🤖 AI Summary
To address the challenge of personalizing large language models (LLMs) under scarce real-user preference data, this paper proposes Few-Shot Preference Optimization (FSPO): a meta-learning framework that reformulates reward modeling as a few-shot adaptation task, enabling rapid construction of personalized reward functions from minimal user preferences. We introduce the first LLM-based method for generating high-fidelity, million-scale synthetic preference data—ensuring both diversity and logical consistency to guarantee reliable generalization to real users—and integrate in-context learning to further enhance cross-user generalization. Evaluated on 1,500 synthetic users, FSPO achieves an 87% average win rate on AlpacaEval; on real human open-ended QA tasks, it attains a 72% win rate—substantially outperforming existing baselines. Our core contributions are (1) the first meta-learning paradigm for preference optimization tailored to low-resource personalization, and (2) a high-fidelity synthetic preference data generation mechanism grounded in LLM reasoning.
📝 Abstract
Effective personalization of LLMs is critical for a broad range of user-interfacing applications such as virtual assistants and content curation.

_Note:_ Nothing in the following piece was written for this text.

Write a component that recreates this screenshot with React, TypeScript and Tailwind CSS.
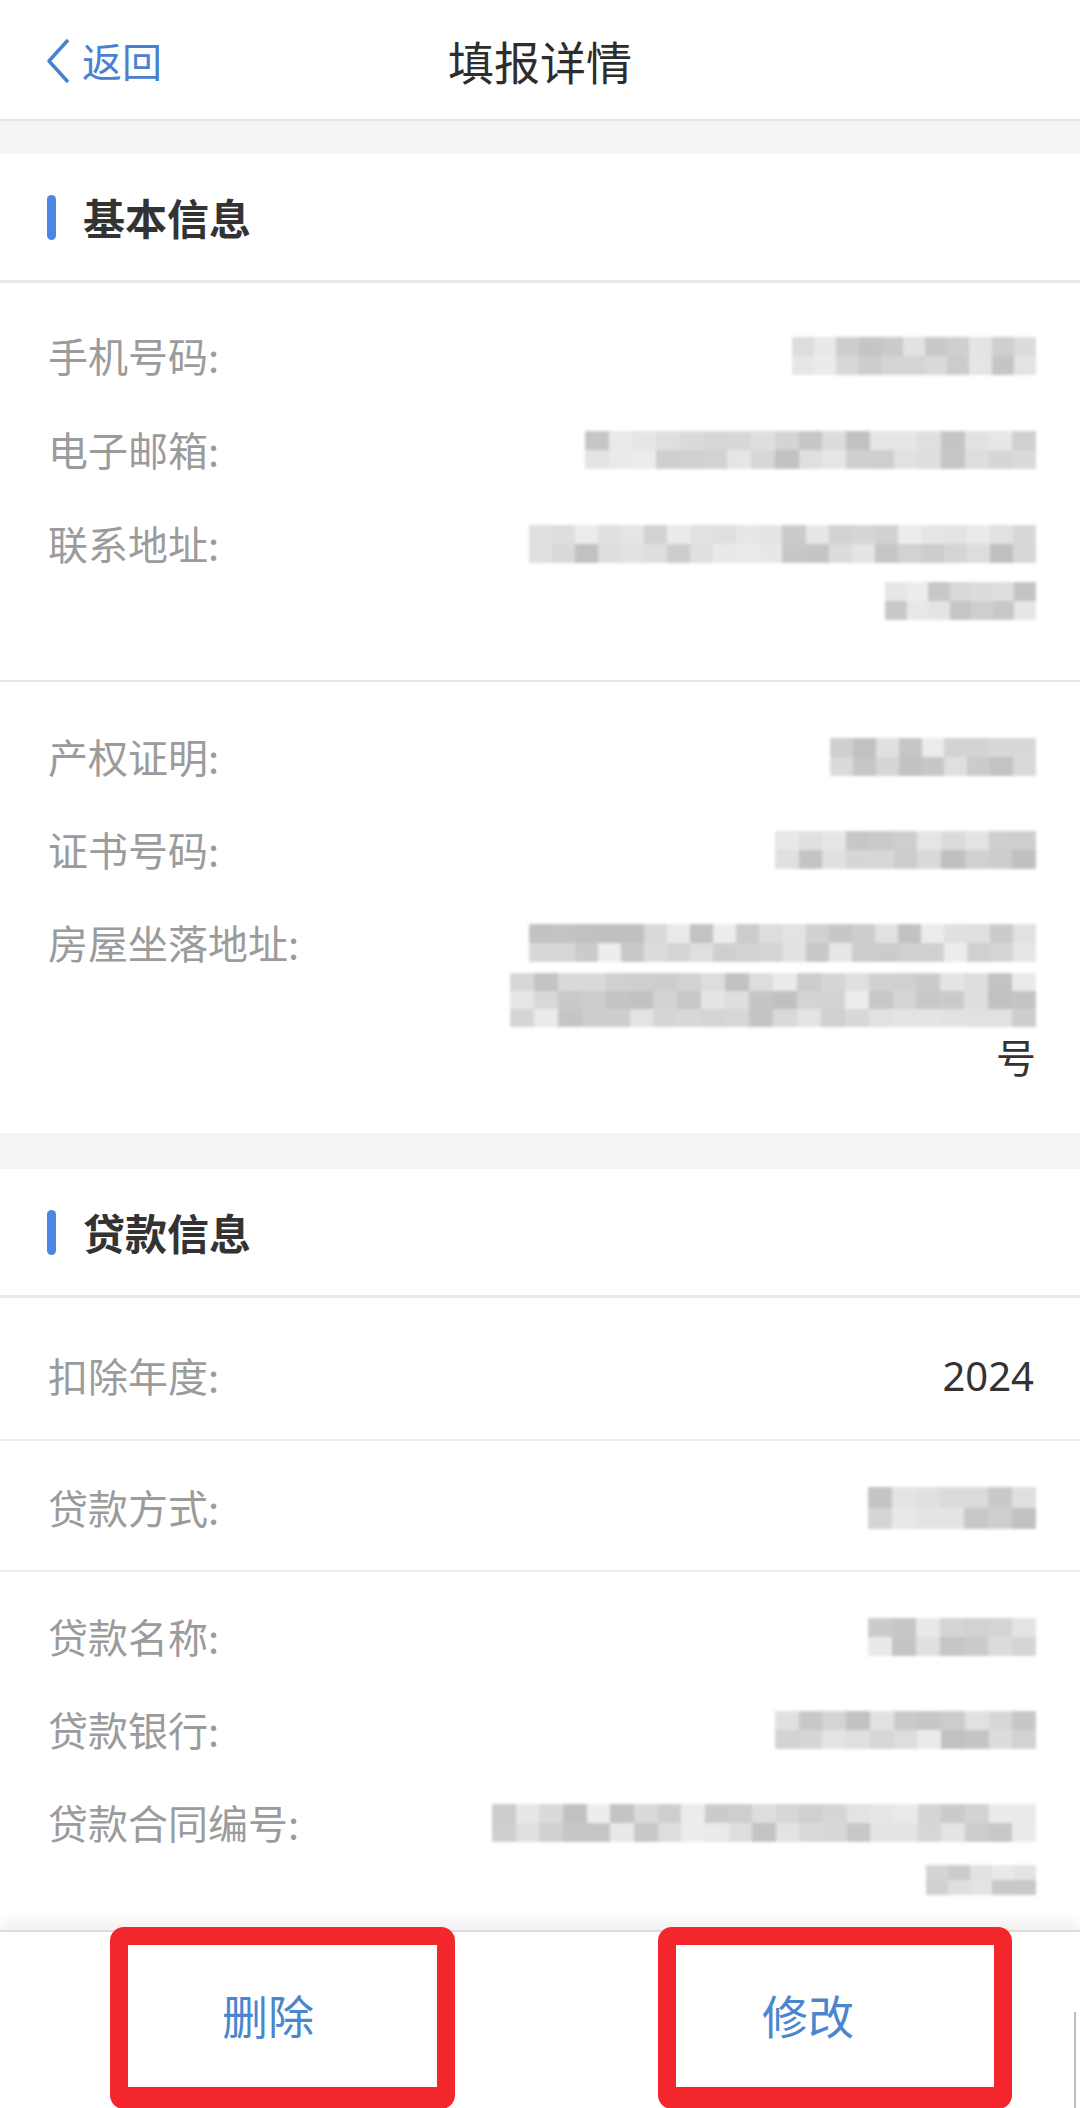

Inspired by the strong in-context learning capabilities of LLMs, we propose Few-Shot Preference Optimization (FSPO), which reframes reward modeling as a meta-learning problem. Under this framework, an LLM learns to quickly adapt to a user via a few labeled preferences from that user, constructing a personalized reward function for them. Additionally, since real-world preference data is scarce and challenging to collect at scale, we propose careful design choices to construct synthetic preference datasets for personalization, generating over 1M synthetic personalized preferences using publicly available LLMs. In particular, to successfully transfer from synthetic data to real users, we find it crucial for the data to exhibit both high diversity and coherent, self-consistent structure. We evaluate FSPO on personalized open-ended generation for up to 1,500 synthetic users across across three domains: movie reviews, pedagogical adaptation based on educational background, and general question answering, along with a controlled human study. Overall, FSPO achieves an 87% Alpaca Eval winrate on average in generating responses that are personalized to synthetic users and a 72% winrate with real human users in open-ended question answering.